BEGIN
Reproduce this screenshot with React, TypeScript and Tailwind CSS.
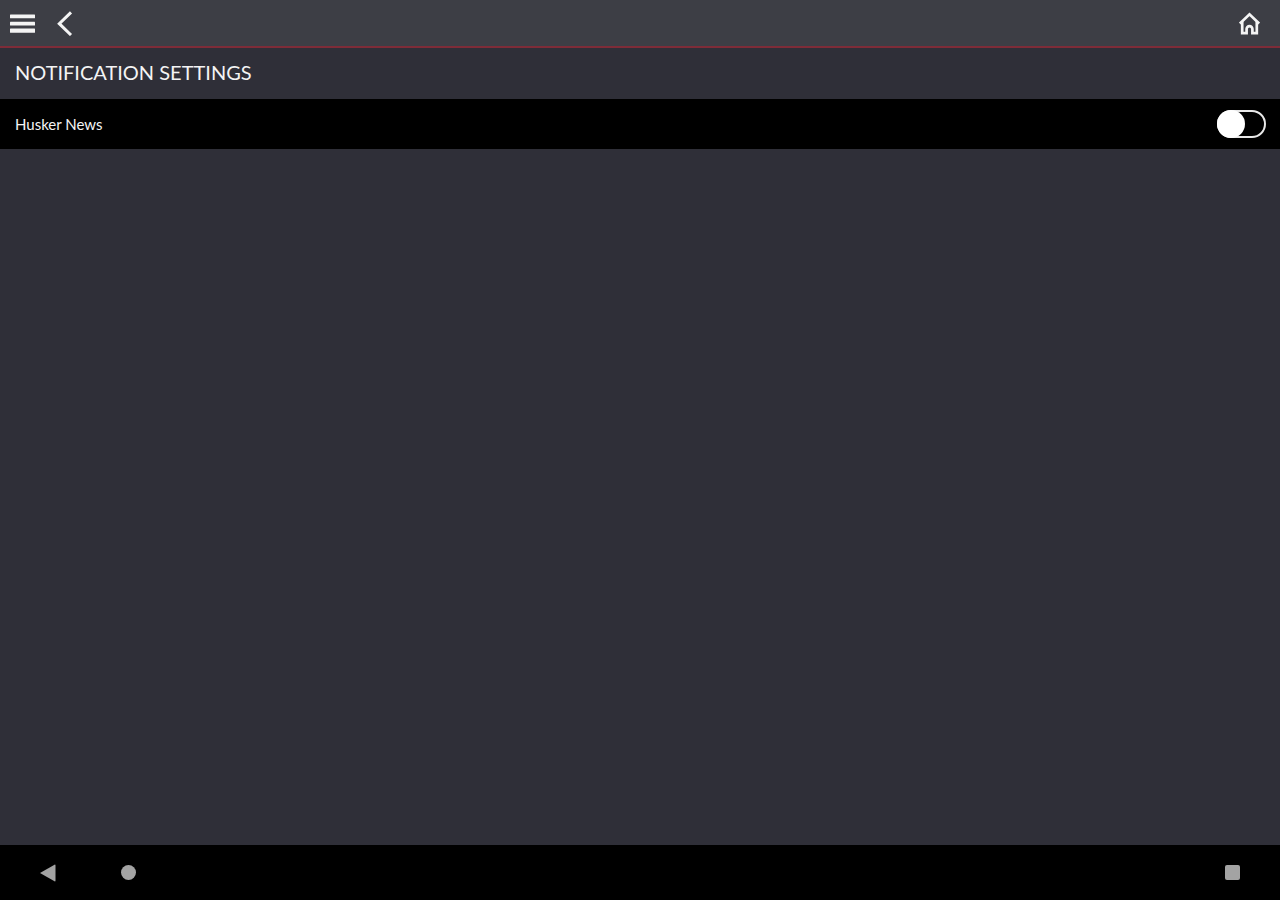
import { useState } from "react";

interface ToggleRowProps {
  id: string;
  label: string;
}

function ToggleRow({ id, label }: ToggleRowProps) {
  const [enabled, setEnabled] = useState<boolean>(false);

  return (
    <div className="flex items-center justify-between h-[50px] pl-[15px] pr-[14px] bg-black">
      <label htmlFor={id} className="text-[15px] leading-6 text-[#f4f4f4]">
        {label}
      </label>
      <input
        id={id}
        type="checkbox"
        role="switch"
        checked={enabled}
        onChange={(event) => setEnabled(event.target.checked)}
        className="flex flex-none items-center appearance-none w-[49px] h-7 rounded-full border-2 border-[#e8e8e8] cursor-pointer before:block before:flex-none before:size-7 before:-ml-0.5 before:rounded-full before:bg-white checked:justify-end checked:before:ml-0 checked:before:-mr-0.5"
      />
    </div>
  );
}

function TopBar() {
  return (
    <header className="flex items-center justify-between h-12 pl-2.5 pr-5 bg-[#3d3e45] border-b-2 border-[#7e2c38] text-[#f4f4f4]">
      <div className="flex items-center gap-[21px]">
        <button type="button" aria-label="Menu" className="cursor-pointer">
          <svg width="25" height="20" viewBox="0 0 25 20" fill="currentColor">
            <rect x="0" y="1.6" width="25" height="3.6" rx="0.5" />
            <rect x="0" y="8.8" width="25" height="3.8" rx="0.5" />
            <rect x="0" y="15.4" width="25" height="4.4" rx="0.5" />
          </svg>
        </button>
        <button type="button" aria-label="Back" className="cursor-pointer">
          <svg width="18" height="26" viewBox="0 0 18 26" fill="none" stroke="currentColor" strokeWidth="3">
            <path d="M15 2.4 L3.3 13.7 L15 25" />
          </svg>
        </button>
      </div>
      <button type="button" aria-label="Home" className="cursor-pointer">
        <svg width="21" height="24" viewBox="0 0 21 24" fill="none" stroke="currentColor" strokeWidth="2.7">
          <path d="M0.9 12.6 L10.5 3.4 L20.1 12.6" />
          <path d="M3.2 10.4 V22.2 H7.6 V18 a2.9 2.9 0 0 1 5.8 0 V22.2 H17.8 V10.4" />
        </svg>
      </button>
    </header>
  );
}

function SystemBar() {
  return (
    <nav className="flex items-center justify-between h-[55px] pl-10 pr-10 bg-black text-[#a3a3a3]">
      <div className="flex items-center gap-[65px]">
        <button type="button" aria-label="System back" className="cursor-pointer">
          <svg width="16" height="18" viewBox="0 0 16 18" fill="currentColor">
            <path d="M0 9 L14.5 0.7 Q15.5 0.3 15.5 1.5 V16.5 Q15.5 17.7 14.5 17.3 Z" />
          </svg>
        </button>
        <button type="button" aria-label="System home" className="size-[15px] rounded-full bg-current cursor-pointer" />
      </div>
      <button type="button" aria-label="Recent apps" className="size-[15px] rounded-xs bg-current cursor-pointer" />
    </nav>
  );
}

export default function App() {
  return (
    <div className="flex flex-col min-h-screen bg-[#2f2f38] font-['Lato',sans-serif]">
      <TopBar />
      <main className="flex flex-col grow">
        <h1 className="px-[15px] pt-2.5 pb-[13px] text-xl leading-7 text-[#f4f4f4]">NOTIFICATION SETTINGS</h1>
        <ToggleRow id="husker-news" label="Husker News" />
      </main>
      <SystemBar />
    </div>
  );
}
END
**To do**
Write out the material above once more, exactly as it reads, with no pictures.

**Result of this exercise**
Reproduce this screenshot with React, TypeScript and Tailwind CSS.
import { useState } from "react";

interface ToggleRowProps {
  id: string;
  label: string;
}

function ToggleRow({ id, label }: ToggleRowProps) {
  const [enabled, setEnabled] = useState<boolean>(false);

  return (
    <div className="flex items-center justify-between h-[50px] pl-[15px] pr-[14px] bg-black">
      <label htmlFor={id} className="text-[15px] leading-6 text-[#f4f4f4]">
        {label}
      </label>
      <input
        id={id}
        type="checkbox"
        role="switch"
        checked={enabled}
        onChange={(event) => setEnabled(event.target.checked)}
        className="flex flex-none items-center appearance-none w-[49px] h-7 rounded-full border-2 border-[#e8e8e8] cursor-pointer before:block before:flex-none before:size-7 before:-ml-0.5 before:rounded-full before:bg-white checked:justify-end checked:before:ml-0 checked:before:-mr-0.5"
      />
    </div>
  );
}

function TopBar() {
  return (
    <header className="flex items-center justify-between h-12 pl-2.5 pr-5 bg-[#3d3e45] border-b-2 border-[#7e2c38] text-[#f4f4f4]">
      <div className="flex items-center gap-[21px]">
        <button type="button" aria-label="Menu" className="cursor-pointer">
          <svg width="25" height="20" viewBox="0 0 25 20" fill="currentColor">
            <rect x="0" y="1.6" width="25" height="3.6" rx="0.5" />
            <rect x="0" y="8.8" width="25" height="3.8" rx="0.5" />
            <rect x="0" y="15.4" width="25" height="4.4" rx="0.5" />
          </svg>
        </button>
        <button type="button" aria-label="Back" className="cursor-pointer">
          <svg width="18" height="26" viewBox="0 0 18 26" fill="none" stroke="currentColor" strokeWidth="3">
            <path d="M15 2.4 L3.3 13.7 L15 25" />
          </svg>
        </button>
      </div>
      <button type="button" aria-label="Home" className="cursor-pointer">
        <svg width="21" height="24" viewBox="0 0 21 24" fill="none" stroke="currentColor" strokeWidth="2.7">
          <path d="M0.9 12.6 L10.5 3.4 L20.1 12.6" />
          <path d="M3.2 10.4 V22.2 H7.6 V18 a2.9 2.9 0 0 1 5.8 0 V22.2 H17.8 V10.4" />
        </svg>
      </button>
    </header>
  );
}

function SystemBar() {
  return (
    <nav className="flex items-center justify-between h-[55px] pl-10 pr-10 bg-black text-[#a3a3a3]">
      <div className="flex items-center gap-[65px]">
        <button type="button" aria-label="System back" className="cursor-pointer">
          <svg width="16" height="18" viewBox="0 0 16 18" fill="currentColor">
            <path d="M0 9 L14.5 0.7 Q15.5 0.3 15.5 1.5 V16.5 Q15.5 17.7 14.5 17.3 Z" />
          </svg>
        </button>
        <button type="button" aria-label="System home" className="size-[15px] rounded-full bg-current cursor-pointer" />
      </div>
      <button type="button" aria-label="Recent apps" className="size-[15px] rounded-xs bg-current cursor-pointer" />
    </nav>
  );
}

export default function App() {
  return (
    <div className="flex flex-col min-h-screen bg-[#2f2f38] font-['Lato',sans-serif]">
      <TopBar />
      <main className="flex flex-col grow">
        <h1 className="px-[15px] pt-2.5 pb-[13px] text-xl leading-7 text-[#f4f4f4]">NOTIFICATION SETTINGS</h1>
        <ToggleRow id="husker-news" label="Husker News" />
      </main>
      <SystemBar />
    </div>
  );
}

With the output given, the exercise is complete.